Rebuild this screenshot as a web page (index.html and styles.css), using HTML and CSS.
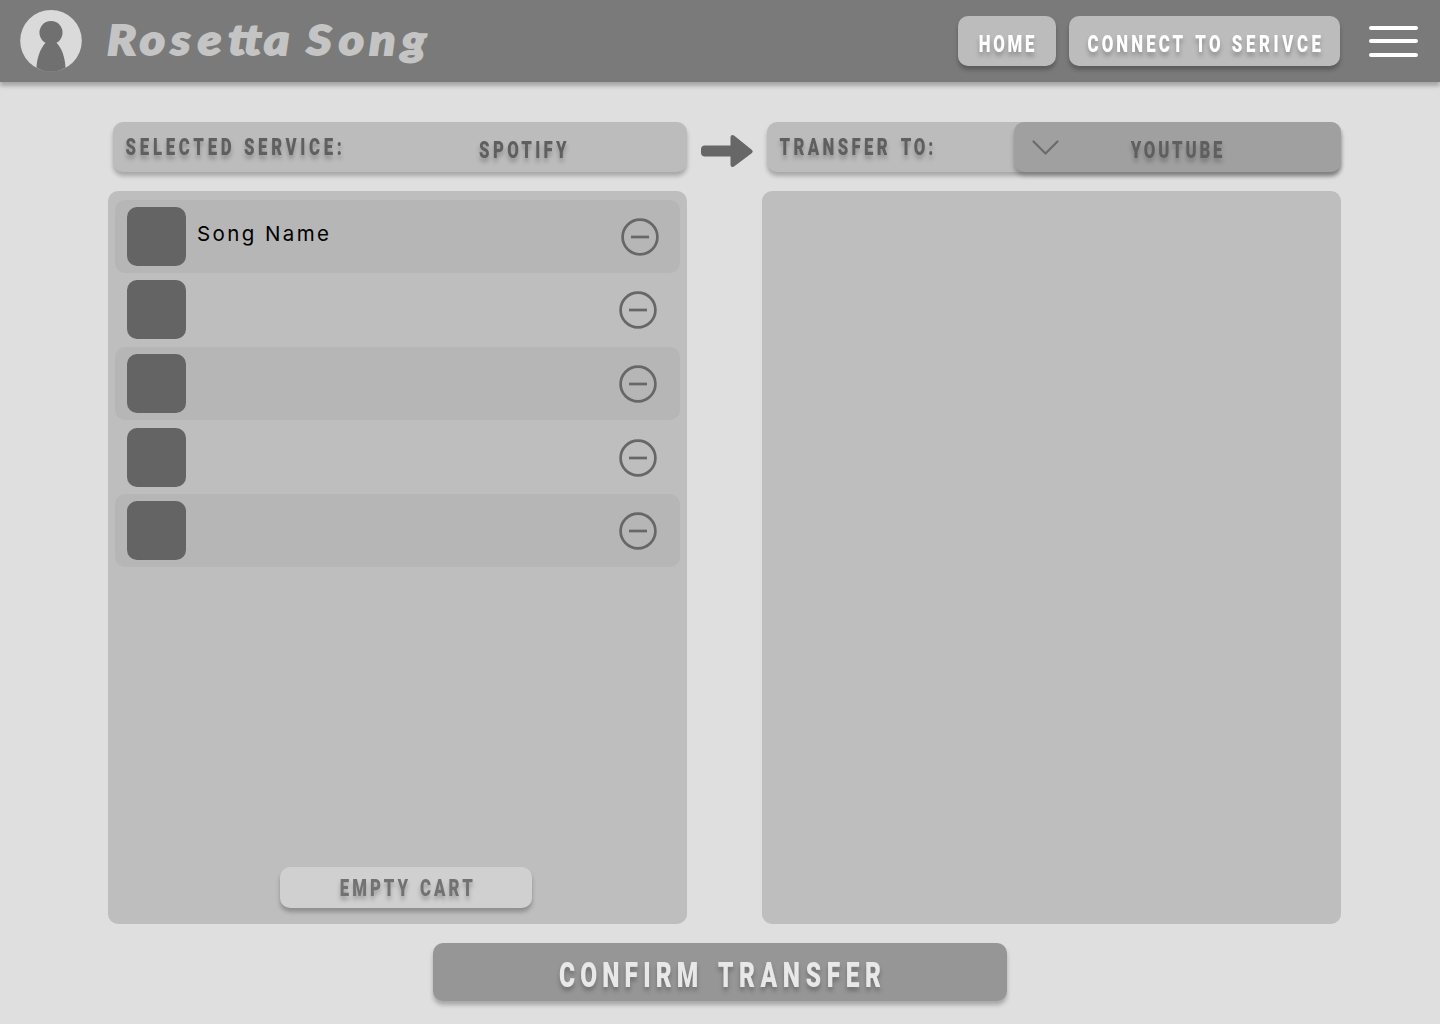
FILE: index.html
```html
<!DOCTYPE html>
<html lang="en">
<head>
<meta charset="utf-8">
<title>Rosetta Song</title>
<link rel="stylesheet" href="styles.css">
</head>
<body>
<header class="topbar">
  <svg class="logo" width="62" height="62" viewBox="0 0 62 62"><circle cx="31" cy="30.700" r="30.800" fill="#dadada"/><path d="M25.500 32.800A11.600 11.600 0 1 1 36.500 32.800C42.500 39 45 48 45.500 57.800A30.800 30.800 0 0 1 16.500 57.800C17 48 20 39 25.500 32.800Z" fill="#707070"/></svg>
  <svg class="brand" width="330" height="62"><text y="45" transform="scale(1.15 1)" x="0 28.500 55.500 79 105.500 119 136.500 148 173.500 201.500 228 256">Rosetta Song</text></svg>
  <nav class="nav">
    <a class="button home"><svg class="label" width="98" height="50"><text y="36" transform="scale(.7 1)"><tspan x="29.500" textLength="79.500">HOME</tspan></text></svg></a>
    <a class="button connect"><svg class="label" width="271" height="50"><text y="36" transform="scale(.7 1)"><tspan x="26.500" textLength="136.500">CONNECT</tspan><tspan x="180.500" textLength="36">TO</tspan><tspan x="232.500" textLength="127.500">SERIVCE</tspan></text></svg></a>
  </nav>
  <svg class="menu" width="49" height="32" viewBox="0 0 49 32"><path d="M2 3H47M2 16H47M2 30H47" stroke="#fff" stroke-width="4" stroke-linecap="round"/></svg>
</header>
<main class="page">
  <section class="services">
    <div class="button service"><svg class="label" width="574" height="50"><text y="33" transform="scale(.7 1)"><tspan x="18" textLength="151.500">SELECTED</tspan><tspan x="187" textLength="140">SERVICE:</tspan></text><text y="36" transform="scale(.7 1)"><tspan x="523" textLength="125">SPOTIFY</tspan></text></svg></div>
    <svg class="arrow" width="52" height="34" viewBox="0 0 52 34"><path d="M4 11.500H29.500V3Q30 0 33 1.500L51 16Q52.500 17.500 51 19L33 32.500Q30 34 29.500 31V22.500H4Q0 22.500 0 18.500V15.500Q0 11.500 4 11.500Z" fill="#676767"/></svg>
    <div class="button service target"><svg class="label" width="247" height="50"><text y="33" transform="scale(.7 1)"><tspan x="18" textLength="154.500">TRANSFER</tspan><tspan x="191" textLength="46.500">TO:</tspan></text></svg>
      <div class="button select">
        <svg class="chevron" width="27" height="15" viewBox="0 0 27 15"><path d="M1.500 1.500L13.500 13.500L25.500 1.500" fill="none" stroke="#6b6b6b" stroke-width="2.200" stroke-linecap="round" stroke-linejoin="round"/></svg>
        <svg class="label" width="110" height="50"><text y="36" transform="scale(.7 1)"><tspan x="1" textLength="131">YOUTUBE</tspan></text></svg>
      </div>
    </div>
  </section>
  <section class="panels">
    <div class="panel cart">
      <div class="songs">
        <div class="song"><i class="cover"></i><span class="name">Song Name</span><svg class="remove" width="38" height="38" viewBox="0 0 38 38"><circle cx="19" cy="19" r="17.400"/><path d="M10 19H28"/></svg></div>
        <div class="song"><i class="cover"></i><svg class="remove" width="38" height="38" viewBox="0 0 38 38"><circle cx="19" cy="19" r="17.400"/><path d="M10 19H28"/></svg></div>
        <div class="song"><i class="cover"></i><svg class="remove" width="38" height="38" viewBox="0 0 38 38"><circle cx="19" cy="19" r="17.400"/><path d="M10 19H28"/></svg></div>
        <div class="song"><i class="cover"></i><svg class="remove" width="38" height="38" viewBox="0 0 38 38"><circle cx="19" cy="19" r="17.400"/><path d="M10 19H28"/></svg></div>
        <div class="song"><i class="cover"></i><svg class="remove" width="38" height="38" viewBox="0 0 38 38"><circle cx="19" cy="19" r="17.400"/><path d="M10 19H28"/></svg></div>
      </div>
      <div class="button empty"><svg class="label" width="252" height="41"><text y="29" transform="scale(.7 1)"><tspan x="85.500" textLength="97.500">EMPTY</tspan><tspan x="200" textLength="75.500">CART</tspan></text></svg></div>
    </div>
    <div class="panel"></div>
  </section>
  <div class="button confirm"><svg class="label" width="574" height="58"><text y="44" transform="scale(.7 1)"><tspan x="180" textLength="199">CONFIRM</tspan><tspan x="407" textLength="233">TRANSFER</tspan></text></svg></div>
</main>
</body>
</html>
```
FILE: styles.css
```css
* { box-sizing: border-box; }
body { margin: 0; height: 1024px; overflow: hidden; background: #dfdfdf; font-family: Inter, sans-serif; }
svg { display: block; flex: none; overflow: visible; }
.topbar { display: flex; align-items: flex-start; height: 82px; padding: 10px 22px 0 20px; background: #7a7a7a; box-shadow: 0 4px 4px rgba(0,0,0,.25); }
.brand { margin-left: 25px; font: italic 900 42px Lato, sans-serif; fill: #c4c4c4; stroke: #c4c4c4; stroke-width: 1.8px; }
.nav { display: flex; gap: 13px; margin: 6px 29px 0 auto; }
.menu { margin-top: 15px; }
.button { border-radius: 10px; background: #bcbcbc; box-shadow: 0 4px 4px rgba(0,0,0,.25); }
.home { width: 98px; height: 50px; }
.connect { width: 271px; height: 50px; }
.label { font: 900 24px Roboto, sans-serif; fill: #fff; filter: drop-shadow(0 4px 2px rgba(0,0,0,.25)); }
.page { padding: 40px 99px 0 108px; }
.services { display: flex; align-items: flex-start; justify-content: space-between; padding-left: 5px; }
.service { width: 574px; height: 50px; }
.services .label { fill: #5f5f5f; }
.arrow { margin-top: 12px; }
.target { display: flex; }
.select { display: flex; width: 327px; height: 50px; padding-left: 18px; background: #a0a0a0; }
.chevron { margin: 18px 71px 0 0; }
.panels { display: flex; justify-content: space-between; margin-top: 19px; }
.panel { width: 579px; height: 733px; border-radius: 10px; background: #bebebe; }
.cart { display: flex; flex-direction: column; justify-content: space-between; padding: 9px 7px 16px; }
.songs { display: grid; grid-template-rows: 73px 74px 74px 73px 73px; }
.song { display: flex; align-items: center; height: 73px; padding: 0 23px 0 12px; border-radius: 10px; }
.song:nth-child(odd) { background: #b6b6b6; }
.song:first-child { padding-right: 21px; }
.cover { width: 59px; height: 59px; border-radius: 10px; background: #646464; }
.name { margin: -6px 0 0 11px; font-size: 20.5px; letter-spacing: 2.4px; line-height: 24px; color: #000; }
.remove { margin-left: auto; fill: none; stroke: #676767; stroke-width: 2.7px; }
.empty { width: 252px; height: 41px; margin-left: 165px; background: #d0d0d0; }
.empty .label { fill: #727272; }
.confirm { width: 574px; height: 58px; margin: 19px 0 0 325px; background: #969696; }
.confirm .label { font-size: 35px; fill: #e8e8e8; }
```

### What you should do
Copy the data exactly. Any picture it contains is to be omitted.

### Worked answer
Rebuild this screenshot as a web page (index.html and styles.css), using HTML and CSS.
FILE: index.html
```html
<!DOCTYPE html>
<html lang="en">
<head>
<meta charset="utf-8">
<title>Rosetta Song</title>
<link rel="stylesheet" href="styles.css">
</head>
<body>
<header class="topbar">
  <svg class="logo" width="62" height="62" viewBox="0 0 62 62"><circle cx="31" cy="30.700" r="30.800" fill="#dadada"/><path d="M25.500 32.800A11.600 11.600 0 1 1 36.500 32.800C42.500 39 45 48 45.500 57.800A30.800 30.800 0 0 1 16.500 57.800C17 48 20 39 25.500 32.800Z" fill="#707070"/></svg>
  <svg class="brand" width="330" height="62"><text y="45" transform="scale(1.15 1)" x="0 28.500 55.500 79 105.500 119 136.500 148 173.500 201.500 228 256">Rosetta Song</text></svg>
  <nav class="nav">
    <a class="button home"><svg class="label" width="98" height="50"><text y="36" transform="scale(.7 1)"><tspan x="29.500" textLength="79.500">HOME</tspan></text></svg></a>
    <a class="button connect"><svg class="label" width="271" height="50"><text y="36" transform="scale(.7 1)"><tspan x="26.500" textLength="136.500">CONNECT</tspan><tspan x="180.500" textLength="36">TO</tspan><tspan x="232.500" textLength="127.500">SERIVCE</tspan></text></svg></a>
  </nav>
  <svg class="menu" width="49" height="32" viewBox="0 0 49 32"><path d="M2 3H47M2 16H47M2 30H47" stroke="#fff" stroke-width="4" stroke-linecap="round"/></svg>
</header>
<main class="page">
  <section class="services">
    <div class="button service"><svg class="label" width="574" height="50"><text y="33" transform="scale(.7 1)"><tspan x="18" textLength="151.500">SELECTED</tspan><tspan x="187" textLength="140">SERVICE:</tspan></text><text y="36" transform="scale(.7 1)"><tspan x="523" textLength="125">SPOTIFY</tspan></text></svg></div>
    <svg class="arrow" width="52" height="34" viewBox="0 0 52 34"><path d="M4 11.500H29.500V3Q30 0 33 1.500L51 16Q52.500 17.500 51 19L33 32.500Q30 34 29.500 31V22.500H4Q0 22.500 0 18.500V15.500Q0 11.500 4 11.500Z" fill="#676767"/></svg>
    <div class="button service target"><svg class="label" width="247" height="50"><text y="33" transform="scale(.7 1)"><tspan x="18" textLength="154.500">TRANSFER</tspan><tspan x="191" textLength="46.500">TO:</tspan></text></svg>
      <div class="button select">
        <svg class="chevron" width="27" height="15" viewBox="0 0 27 15"><path d="M1.500 1.500L13.500 13.500L25.500 1.500" fill="none" stroke="#6b6b6b" stroke-width="2.200" stroke-linecap="round" stroke-linejoin="round"/></svg>
        <svg class="label" width="110" height="50"><text y="36" transform="scale(.7 1)"><tspan x="1" textLength="131">YOUTUBE</tspan></text></svg>
      </div>
    </div>
  </section>
  <section class="panels">
    <div class="panel cart">
      <div class="songs">
        <div class="song"><i class="cover"></i><span class="name">Song Name</span><svg class="remove" width="38" height="38" viewBox="0 0 38 38"><circle cx="19" cy="19" r="17.400"/><path d="M10 19H28"/></svg></div>
        <div class="song"><i class="cover"></i><svg class="remove" width="38" height="38" viewBox="0 0 38 38"><circle cx="19" cy="19" r="17.400"/><path d="M10 19H28"/></svg></div>
        <div class="song"><i class="cover"></i><svg class="remove" width="38" height="38" viewBox="0 0 38 38"><circle cx="19" cy="19" r="17.400"/><path d="M10 19H28"/></svg></div>
        <div class="song"><i class="cover"></i><svg class="remove" width="38" height="38" viewBox="0 0 38 38"><circle cx="19" cy="19" r="17.400"/><path d="M10 19H28"/></svg></div>
        <div class="song"><i class="cover"></i><svg class="remove" width="38" height="38" viewBox="0 0 38 38"><circle cx="19" cy="19" r="17.400"/><path d="M10 19H28"/></svg></div>
      </div>
      <div class="button empty"><svg class="label" width="252" height="41"><text y="29" transform="scale(.7 1)"><tspan x="85.500" textLength="97.500">EMPTY</tspan><tspan x="200" textLength="75.500">CART</tspan></text></svg></div>
    </div>
    <div class="panel"></div>
  </section>
  <div class="button confirm"><svg class="label" width="574" height="58"><text y="44" transform="scale(.7 1)"><tspan x="180" textLength="199">CONFIRM</tspan><tspan x="407" textLength="233">TRANSFER</tspan></text></svg></div>
</main>
</body>
</html>
```
FILE: styles.css
```css
* { box-sizing: border-box; }
body { margin: 0; height: 1024px; overflow: hidden; background: #dfdfdf; font-family: Inter, sans-serif; }
svg { display: block; flex: none; overflow: visible; }
.topbar { display: flex; align-items: flex-start; height: 82px; padding: 10px 22px 0 20px; background: #7a7a7a; box-shadow: 0 4px 4px rgba(0,0,0,.25); }
.brand { margin-left: 25px; font: italic 900 42px Lato, sans-serif; fill: #c4c4c4; stroke: #c4c4c4; stroke-width: 1.8px; }
.nav { display: flex; gap: 13px; margin: 6px 29px 0 auto; }
.menu { margin-top: 15px; }
.button { border-radius: 10px; background: #bcbcbc; box-shadow: 0 4px 4px rgba(0,0,0,.25); }
.home { width: 98px; height: 50px; }
.connect { width: 271px; height: 50px; }
.label { font: 900 24px Roboto, sans-serif; fill: #fff; filter: drop-shadow(0 4px 2px rgba(0,0,0,.25)); }
.page { padding: 40px 99px 0 108px; }
.services { display: flex; align-items: flex-start; justify-content: space-between; padding-left: 5px; }
.service { width: 574px; height: 50px; }
.services .label { fill: #5f5f5f; }
.arrow { margin-top: 12px; }
.target { display: flex; }
.select { display: flex; width: 327px; height: 50px; padding-left: 18px; background: #a0a0a0; }
.chevron { margin: 18px 71px 0 0; }
.panels { display: flex; justify-content: space-between; margin-top: 19px; }
.panel { width: 579px; height: 733px; border-radius: 10px; background: #bebebe; }
.cart { display: flex; flex-direction: column; justify-content: space-between; padding: 9px 7px 16px; }
.songs { display: grid; grid-template-rows: 73px 74px 74px 73px 73px; }
.song { display: flex; align-items: center; height: 73px; padding: 0 23px 0 12px; border-radius: 10px; }
.song:nth-child(odd) { background: #b6b6b6; }
.song:first-child { padding-right: 21px; }
.cover { width: 59px; height: 59px; border-radius: 10px; background: #646464; }
.name { margin: -6px 0 0 11px; font-size: 20.5px; letter-spacing: 2.4px; line-height: 24px; color: #000; }
.remove { margin-left: auto; fill: none; stroke: #676767; stroke-width: 2.7px; }
.empty { width: 252px; height: 41px; margin-left: 165px; background: #d0d0d0; }
.empty .label { fill: #727272; }
.confirm { width: 574px; height: 58px; margin: 19px 0 0 325px; background: #969696; }
.confirm .label { font-size: 35px; fill: #e8e8e8; }
```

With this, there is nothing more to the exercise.